I am exiting from the highway. At the roadside a rapid river is running against me. In the Rocky Mountains snow is common in September. As I am traveling over 6000 feet, the canyon opens up and the white spots integrate into a wide virgin snowfield. Aspens surround the road.

I lost my virginity under aspen trees. I was fourteen and we boys sneaked to the fence of a lake side camp of the Communist Youth’s League to gaze at the girls dancing. “Do you like me?” one called me excitingly. “Y-y-y-yes, I do,” I muttered. She looked at my tightening pants. “So I like you.” In the forest we dropped our under-waist clothes in a hurry and united in a teeth-into-necks, nails-into-buns hug. I could not withhold my juvenile rush and I finished in seconds. “That’s all?” I thought. “That’s all?” she asked.

As the road climbs north bound, the rising sun illuminates the peaks on the left. Nature awards me with a similar gift almost every day in the Grand Valley, where I live, but watching it is never enough. While driving to work I stare at the rocks of the National Monument and the show begins. First the edge becomes red, then the middle of the wall turns to yellow like a traffic light. In the end the brightness emerges in the green of the foothill. It is free to go. I am free today as well.

“This is Paradise!” I thought four years ago when I moved here. After so many struggles I found my peace of mind. At that time criminal reports of the city covered mostly traffic violations. I did not lock my house and in the heat of the summer I left the car windows rolled down as many other residents did. Then the outside world discovered us. The clean air of high altitudes, the inexpensive homes, the ski resorts, the cheap marijuana grown secretly in the vicinity attracted many people, including criminals. Not too long ago somebody stole the stereo from my car parking in the garage. I checked around and realized that some money, my tennis racket and computer parts were also missing. The intruder must be from the neighborhood and must have known my habits, my anti-gun feelings. He probably saw me on the street while I was installing new CD equipment in my car. It was not the first time the guy visited my garage. “Next time I am going to kill him!” With my first anger I wanted to buy a revolver. This is the Wild West. Men without weapons like me represent a minority. By the Colorado “Make my day” laws, killing a thief on your property is legally excusable. If the warning shot hits the forehead, misfortune happened. The owner testifies that he was aware that the burglar also had a weapon and the case is dismissed. I gave up to possess a gun, though. I would not draw it anyway. Since then I lock my home and my car. I no longer can have an honest and sincere conversation with my neighbors. Everybody is a suspect. “How much do you think your loss amounts to?” the deputy sheriff asked me. “Less than a thousand dollars, but this is not the issue. The intruder stole my innocence!”
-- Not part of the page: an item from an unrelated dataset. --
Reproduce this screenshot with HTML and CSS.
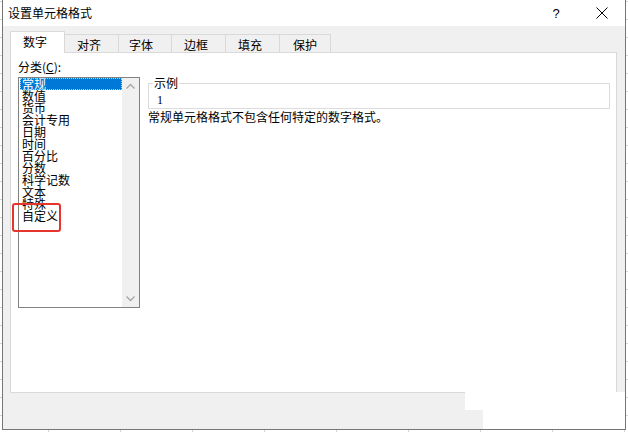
FILE: index.html
```html
<!DOCTYPE html>
<html lang="zh-CN">
<head>
<meta charset="utf-8">
<title>设置单元格格式</title>
<link rel="stylesheet" href="styles.css">
</head>
<body>
<div class="dialog">
  <div class="titlebar">
    <span class="title">设置单元格格式</span>
    <div class="tb-buttons">
      <span class="tb-btn help">?</span>
      <span class="tb-btn close"><svg width="12" height="12" viewBox="0 0 12 12"><path d="M0.5 0.5 L11.5 11.5 M11.5 0.5 L0.5 11.5" stroke="#000" stroke-width="1" fill="none"/></svg></span>
    </div>
  </div>
  <div class="body">
    <div class="tabs">
      <div class="tab active t1">数字</div>
      <div class="tab t2">对齐</div>
      <div class="tab t3">字体</div>
      <div class="tab t4">边框</div>
      <div class="tab t5">填充</div>
      <div class="tab t6">保护</div>
    </div>
    <div class="panel">
      <div class="left">
        <div class="cat-label">分类(<u>C</u>):</div>
        <div class="listbox">
          <ul class="items">
            <li class="sel">常规</li>
            <li>数值</li>
            <li>货币</li>
            <li>会计专用</li>
            <li>日期</li>
            <li>时间</li>
            <li>百分比</li>
            <li>分数</li>
            <li>科学记数</li>
            <li>文本</li>
            <li>特殊</li>
            <li>自定义</li>
          </ul>
          <div class="scrollbar">
            <svg width="17" height="17" viewBox="0 0 17 17"><path d="M4.5 10.5 L8.5 6.5 L12.5 10.5" stroke="#a6a6a6" stroke-width="1.4" fill="none"/></svg>
            <svg width="17" height="17" viewBox="0 0 17 17"><path d="M4.5 6.5 L8.5 10.5 L12.5 6.5" stroke="#a6a6a6" stroke-width="1.4" fill="none"/></svg>
          </div>
        </div>
      </div>
      <div class="right">
        <fieldset class="sample">
          <legend>示例</legend>
          <div class="sample-val">1</div>
        </fieldset>
        <p class="desc">常规单元格格式不包含任何特定的数字格式。</p>
      </div>
    </div>
  </div>
  <div class="redbox"></div>
  <div class="blot"></div>
</div>
</body>
</html>
```
FILE: styles.css
```css
html, body {
  margin: 0;
  padding: 0;
}
body {
  width: 628px;
  height: 432px;
  overflow: hidden;
  background-color: #fff;
  background-image:
    linear-gradient(#d4d4d4 1px, transparent 1px),
    linear-gradient(90deg, #d4d4d4 1px, transparent 1px);
  background-size: 72px 18px;
  background-position: 48px 1px;
  font-family: "Noto Sans CJK SC", "Liberation Sans", sans-serif;
  color: #000;
}
.dialog {
  position: relative;
  margin-left: 2px;
  width: 624px;
  height: 430px;
  box-sizing: border-box;
  border: 1px solid #767676;
  border-top: none;
  background: #f0f0f0;
  display: flex;
  flex-direction: column;
}
.titlebar {
  height: 26px;
  flex: none;
  background: #fff;
  display: flex;
  align-items: center;
  justify-content: space-between;
  padding-left: 5px;
}
.title {
  font-size: 12px;
  line-height: 14px;
}
.tb-buttons {
  display: flex;
  height: 26px;
}
.tb-btn {
  width: 46px;
  height: 26px;
  display: flex;
  align-items: center;
  justify-content: center;
}
.help {
  font-family: "Liberation Sans", sans-serif;
  font-size: 13px;
  padding-left: 1px;
}
.body {
  padding: 5px 8px 0 7px;
}
.tabs {
  display: flex;
  align-items: flex-start;
  height: 22px;
  margin-bottom: -1px;
  position: relative;
  z-index: 1;
}
.tab {
  box-sizing: border-box;
  height: 18px;
  margin-top: 3px;
  border: 1px solid #d9d9d9;
  border-bottom: none;
  margin-left: -1px;
  padding: 2px 0 0 12px;
  font-size: 12px;
  line-height: 15px;
  background: #f0f0f0;
  width: 55px;
}
.tab.active {
  height: 22px;
  margin-top: 0;
  margin-left: 0;
  background: #fff;
  padding-top: 3px;
  line-height: 14px;
}
.t3 { width: 54px; padding-left: 10px; }
.t6 { width: 52px; padding-left: 13px; }
.panel {
  height: 341px;
  box-sizing: border-box;
  border: 1px solid #d9d9d9;
  background: #fff;
  display: flex;
  align-items: flex-start;
  padding: 7px 0 0 7px;
}
.cat-label {
  font-size: 12px;
  line-height: 14px;
  height: 14px;
}
.cat-label u {
  text-underline-offset: 1px;
}
.listbox {
  margin-top: 3px;
  width: 122px;
  height: 231px;
  box-sizing: border-box;
  border: 1px solid #828282;
  display: flex;
}
.items {
  flex: 1;
  list-style: none;
  margin: 0;
  padding: 0;
  min-width: 0;
}
.items li {
  font-size: 12px;
  line-height: 12px;
  height: 12px;
  margin-left: 1px;
  padding-left: 2px;
  white-space: nowrap;
}
.items li.sel {
  background: #0078d7;
  color: #fff;
  outline: 1px dotted #a9d0f5;
  outline-offset: -1px;
}
.scrollbar {
  width: 17px;
  flex: none;
  background: #f0f0f0;
  display: flex;
  flex-direction: column;
  justify-content: space-between;
}
.scrollbar svg {
  display: block;
}
.right {
  margin-left: 8px;
  margin-top: 16px;
  width: 462px;
}
.sample {
  margin: 0;
  padding: 3px 0 1px 8px;
  border: 1px solid #dcdcdc;
  min-width: 0;
  box-sizing: border-box;
  width: 462px;
}
.sample legend {
  font-size: 12px;
  line-height: 14px;
  padding: 0 1px;
  margin-left: -4px;
}
.sample-val {
  font-family: "Liberation Serif", serif;
  font-size: 12px;
  line-height: 14px;
}
.desc {
  margin: 1px 0 0;
  font-size: 12px;
  line-height: 14px;
}
.redbox {
  position: absolute;
  left: 9px;
  top: 203px;
  width: 49px;
  height: 29px;
  box-sizing: border-box;
  border: 2px solid #e5352c;
  border-radius: 3px;
}
.blot {
  position: absolute;
  left: 462px;
  top: 367px;
  width: 160px;
  height: 62px;
  background: #fff;
  clip-path: polygon(0 25px, 100% 25px, 100% 100%, 18px 100%, 18px 43px, 0 43px);
}
```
I am arriving ten minutes before nine. The first round of the chess tournament begins. The board on the wall shows my present position: wins zero, losses zero, draws zero. That’s about my gunfights. As so often in my life, I am looking in the eyes of my opponent with innocence while shaking hands. However, the coming games are going to be different. My thoughts on the road psyched me up. A basic human feeling, the killer instinct is intensely working in me today.